06/04/2021

Entre continuité et renouveau 2011 – 2015 : la présidence de Claude Lessard

Cela fait 40 ans que Claude Lessard travaille dans le milieu de l’éducation. Il a été professeur de sociologie de l’éducation à la Faculté des sciences de l’éducation de l’Université de Montréal, dont il a également été le doyen de 1991 à 1995. Il a cofondé le Centre de recherche interuniversitaire sur la formation et la profession enseignante (CRIFPE), a été membre de plusieurs conseils et commissions et titulaire de la Chaire de recherche du Canada portant sur le personnel et les métiers de l’éducation de 2001 à 2011.

M. Lessard, quels ont été les bons coups du Conseil sous votre présidence?

Je mentionnerais d’abord le rapport sur l’état et les besoins de l’éducation Remettre le cap sur l’équité, dont je suis très fier. Il a remis sur la place publique les questions d’équité et d’inégalités, notamment au secondaire, et forcé une prise de conscience sur les effets inégalitaires de certaines politiques et pratiques (l’école à trois vitesses) sur le parcours des étudiantes et des étudiants au collégial et à l’université. Ce rapport est également à l’origine d’un premier partenariat entre le Conseil et l’Institut de la statistique du Québec pour la validation d’analyses de données quantitatives.

L’avis intitulé Retracer les frontières des formations collégiales : entre l’héritage et les possibles est un autre bon coup, qui a eu le mérite de pousser la réflexion sur l’avenir de la formation technique au collégial et sur son arrimage avec l’université, notamment dans le secteur de la santé.
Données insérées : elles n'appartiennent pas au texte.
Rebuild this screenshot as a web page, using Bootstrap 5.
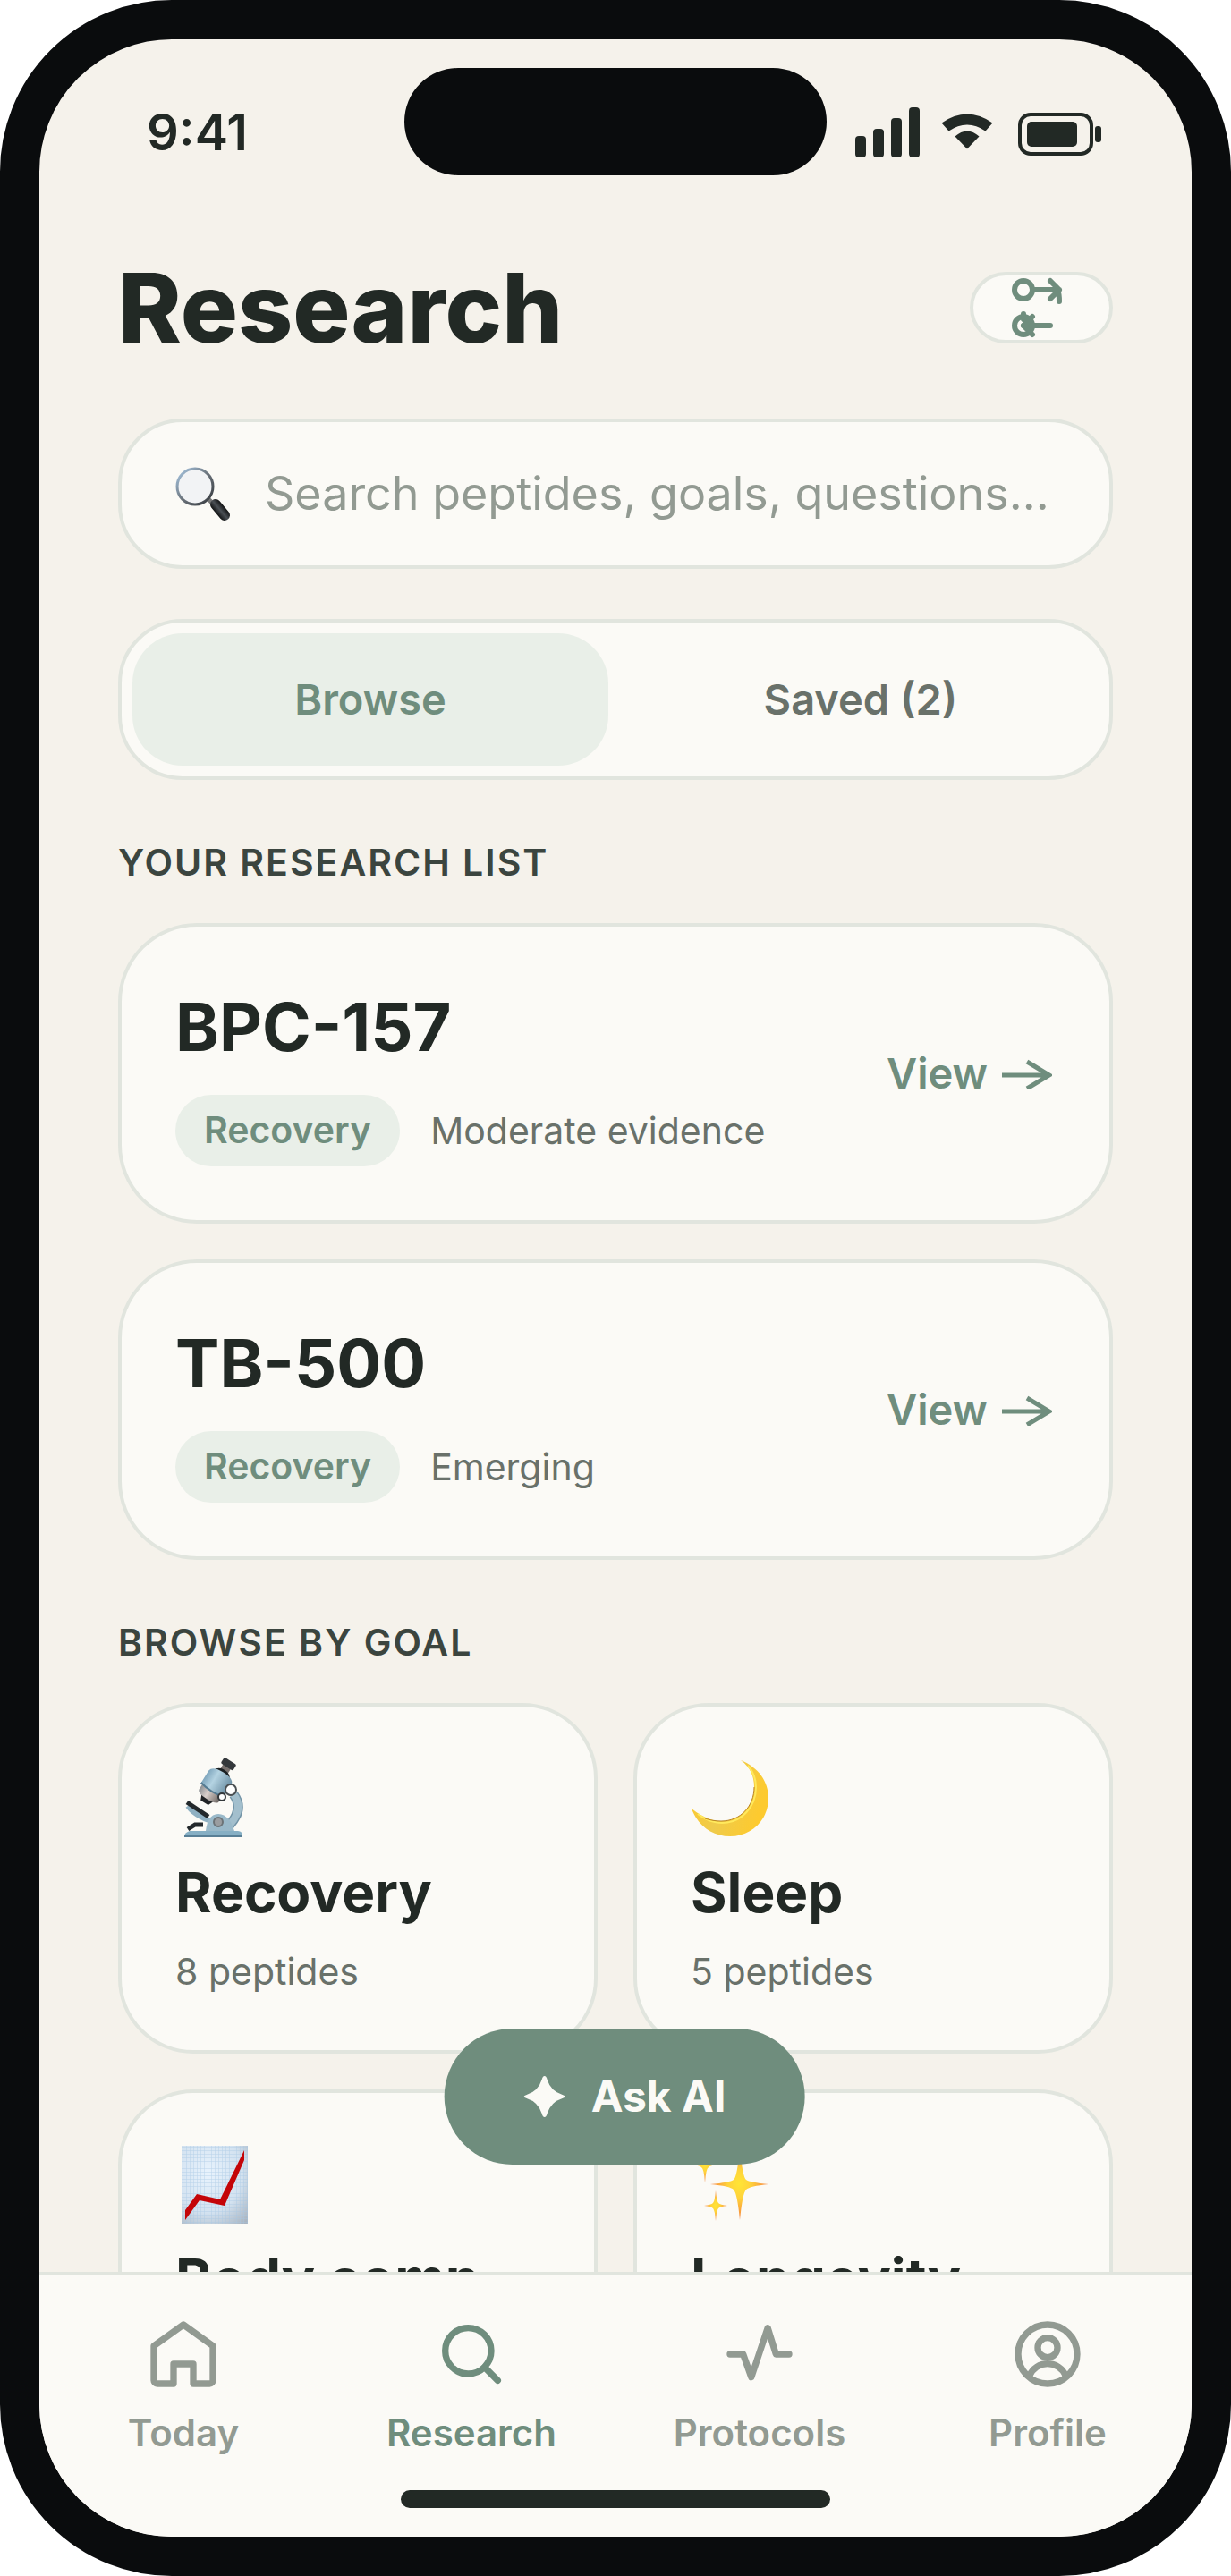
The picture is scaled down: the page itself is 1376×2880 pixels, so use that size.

C’est un bel exemple, je pense, d’un avis pour lequel on a pris le risque de sortir des sentiers battus en proposant notamment d’allonger la formation technique au collégial.

Enfin, le rayonnement à l’international du Conseil par sa participation à l’European Network of Educational Councils. Nous avons été le seul conseil non européen à y participer, et notre présence nous a permis d’en apprendre notamment sur les problèmes en éducation que vit l’Europe et sur les façons de faire là-bas. Nous y avons aussi constaté que les avis du Conseil circulaient abondamment au sein de la francophonie européenne.

Quels ont été vos coups de cœur, et pourquoi?                      

J’ai beaucoup apprécié les processus de consultation du Conseil, soit lors des visites régionales ou dans le cadre des rapports ou de la préparation des avis. Les consultations ont toujours enrichi les débats en les ancrant dans le vécu des acteurs. Elles étaient relativement faciles à réaliser, les gens sur le terrain acceptant volontiers de nous donner accès à leurs pratiques et à nous faire part de leurs opinions. C’était pour le Conseil l’occasion de tester des hypothèses, de valider des solutions, d’entendre des récriminations, de constater le chemin accompli ou à parcourir…

La dynamique même de la table du Conseil, la diversité des gens présents, leur engagement, leur respect du point de vue d’autrui et leur désir de contribuer à faire avancer l’éducation au Québec font partie des belles expériences de ma vie. D’ailleurs, je n’ai jamais croisé une personne malheureuse de faire partie du Conseil.

J’ajouterais également le caractère systémique du Conseil, qui en fait une institution unique en son genre. En ce sens, il est véritablement l’enfant du rapport Parent, car c’est l’ensemble du système qui est son champ de préoccupation, son intégration, sa cohérence. Sur le plan du fonctionnement de la table du Conseil, les membres présents doivent tous déborder de leur champ d’action professionnel habituel et accepter le regard des collègues venant d’un autre ordre d’enseignement. Chacun sort ainsi de sa zone de confort pour se retrouver à l’intersection de son univers professionnel et de celui des autres membres.

Selon vous, quel est le plus grand défi auquel sera confronté le milieu de l’éducation dans la période après-COVID?

Certes, la question des inégalités est centrale, mais on y répondra adéquatement que si l’on s’attaque à améliorer la condition enseignante. Il nous faut des enseignantes et des enseignants heureux au travail. C’est la variable la plus importante. Pour ce faire, il faut non seulement les rémunérer convenablement, mais surtout reconnaître leur autonomie professionnelle, les valoriser et capitaliser leurs savoirs et leurs expériences.

Les solutions ne sont pas évidentes et exigent un sérieux coup de barre, mais il faut y réfléchir de toute urgence; il nous faut trouver la façon de reconnaître ce métier, que l’on semble tenir pour acquis.

Pour entamer cette réflexion, peut-être faudrait-il d’abord demander aux enseignantes et enseignants actuels ce qui les motive à exercer ce métier et déterminer ce qui les démotive.